● Exercise directions
Write out each line word for word. Drop pictures.

● Data extract

--- Start ---

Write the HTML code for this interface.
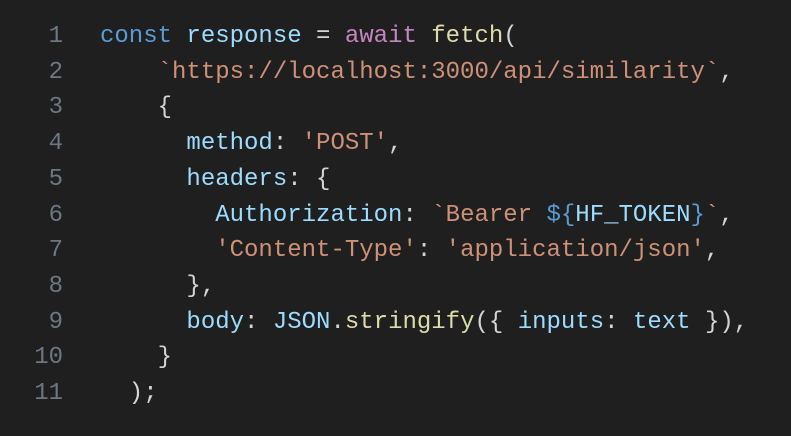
<!DOCTYPE html>
<html><head><style>
html,body{margin:0;padding:0;background:#1f1f1f;width:791px;height:436px;overflow:hidden}
.c{position:absolute;top:19px;left:0;font-family:"Liberation Mono",monospace;font-size:24px;line-height:35.7px;color:#d4d4d4;white-space:pre}
.n{position:absolute;top:19px;left:0;width:63px;text-align:right;font-family:"Liberation Mono",monospace;font-size:24px;line-height:35.7px;color:#6e7681;white-space:pre}
.c{left:100px}
.k{color:#569cd6}.v{color:#9cdcfe}.a{color:#c586c0}.f{color:#dcdcaa}.s{color:#ce9178}
</style></head><body>
<div class="n">1
2
3
4
5
6
7
8
9
10
11</div>
<div class="c"><span class="k">const</span> <span class="v">response</span> = <span class="a">await</span> <span class="f">fetch</span>(
    <span class="s">`https://localhost:3000/api/similarity`</span>,
    {
      <span class="v">method</span>: <span class="s">'POST'</span>,
      <span class="v">headers</span>: {
        <span class="v">Authorization</span>: <span class="s">`Bearer </span><span class="k">${</span><span class="v">HF_TOKEN</span><span class="k">}</span><span class="s">`</span>,
        <span class="s">'Content-Type'</span>: <span class="s">'application/json'</span>,
      },
      <span class="v">body</span>: <span class="v">JSON</span>.<span class="f">stringify</span>({ <span class="v">inputs</span>: <span class="v">text</span> }),
    }
  );</div>
</body></html>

--- End ---

● Exercise response
Write the HTML code for this interface.
<!DOCTYPE html>
<html><head><style>
html,body{margin:0;padding:0;background:#1f1f1f;width:791px;height:436px;overflow:hidden}
.c{position:absolute;top:19px;left:0;font-family:"Liberation Mono",monospace;font-size:24px;line-height:35.7px;color:#d4d4d4;white-space:pre}
.n{position:absolute;top:19px;left:0;width:63px;text-align:right;font-family:"Liberation Mono",monospace;font-size:24px;line-height:35.7px;color:#6e7681;white-space:pre}
.c{left:100px}
.k{color:#569cd6}.v{color:#9cdcfe}.a{color:#c586c0}.f{color:#dcdcaa}.s{color:#ce9178}
</style></head><body>
<div class="n">1
2
3
4
5
6
7
8
9
10
11</div>
<div class="c"><span class="k">const</span> <span class="v">response</span> = <span class="a">await</span> <span class="f">fetch</span>(
    <span class="s">`https://localhost:3000/api/similarity`</span>,
    {
      <span class="v">method</span>: <span class="s">'POST'</span>,
      <span class="v">headers</span>: {
        <span class="v">Authorization</span>: <span class="s">`Bearer </span><span class="k">${</span><span class="v">HF_TOKEN</span><span class="k">}</span><span class="s">`</span>,
        <span class="s">'Content-Type'</span>: <span class="s">'application/json'</span>,
      },
      <span class="v">body</span>: <span class="v">JSON</span>.<span class="f">stringify</span>({ <span class="v">inputs</span>: <span class="v">text</span> }),
    }
  );</div>
</body></html>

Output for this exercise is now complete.